# Best Road side stands for Michigan Corn



## Bruce William (Feb 11, 2004)

Looking for any road side markets in the West Bloomfield area that sell really good and fresh Michigan Corn and fresh vegetables. The two in Commerce Twp (Charlies and Sally's) have gone out of business and I have gone to Long's twice and every time they are sold out. 

If you know of the ones that get their corn from down south of Flat Rock and any that sell white corn I need some of that later to freeze.


----------



## FREEPOP (Apr 11, 2002)

On the south west corner of US10 and M66 is the best stuff I've ever had. If your up that way, treat yourself to the very best


----------



## alex-v (Mar 24, 2005)

Bruce William said:


> Best Road side stands for Michigan Corn


What you have to do is watch the food sections of the two major Detroit daily papers. For whatever reason way to many people do not like to read or look into researching stuff but you have a good topic to watch for. This time of year there are some really great food sections. Not every week but at least every other week there are some excellent articles on Michigan produce and recipes and suggestions to go along.

One paper or the other will publish a listing of the top road side stands in the SE corner of the state. The best thing about their list is that they will explain why each stand is rated the way it is and they will give a quick bio on the person who did the review.

You might want to take a Sunday drive up old Van **** between the top end of Sterling Heights up to I-69. There are many road side stands along that section. The corn is just now starting to come in and the nice large plumb ears will be showing up in the next week or two. I got some ears from the first picking from one farmer and he apologized for the small size. Great taste and I can't wait till the major burst of corn comes in.


----------



## alex-v (Mar 24, 2005)

You might also want to consider stopping by the Farmer's Market in Royal Oak. If one of them has corn you like ask if he has a road side stand of his own near the farm. Might be even more convenient and maybe fresher that way.

I am back. Just went up the road side market on 10 Mile near Dequindre in Warren. I mentioned this thread to him and he recommended trying to find Van Hooties or a name similar to that. Then, he mentioned to check the Royal Oak Farmer's Market.

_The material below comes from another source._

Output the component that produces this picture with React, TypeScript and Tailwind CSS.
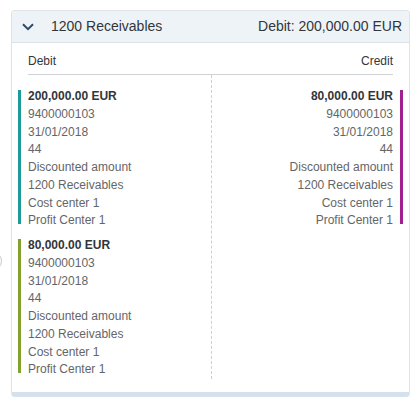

Oh, the corn is getting bigger and heavier to the feel. Picked up several ears to go with the turkey I am doing out on the grill. He was out of pickling dill. Said it sold real quick yesterday and today.


----------



## Frantz (Dec 9, 2003)

This is not in your area, but I thought I would post it for those who are further north, rahter than starting a new thread. There is a guy that sells out of a trailer on the corner of US10 and M66 by the flea market. He parks in the church lot and has some of the fershest corn all the time. He was out today and is still at $4 for 13 ears.


----------



## FREEPOP (Apr 11, 2002)

Frantz said:


> This is not in your area, but I thought I would post it for those who are further north, rahter than starting a new thread. There is a guy that sells out of a trailer on the corner of US10 and M66 by the flea market. He parks in the church lot and has some of the fershest corn all the time. He was out today and is still at $4 for 13 ears.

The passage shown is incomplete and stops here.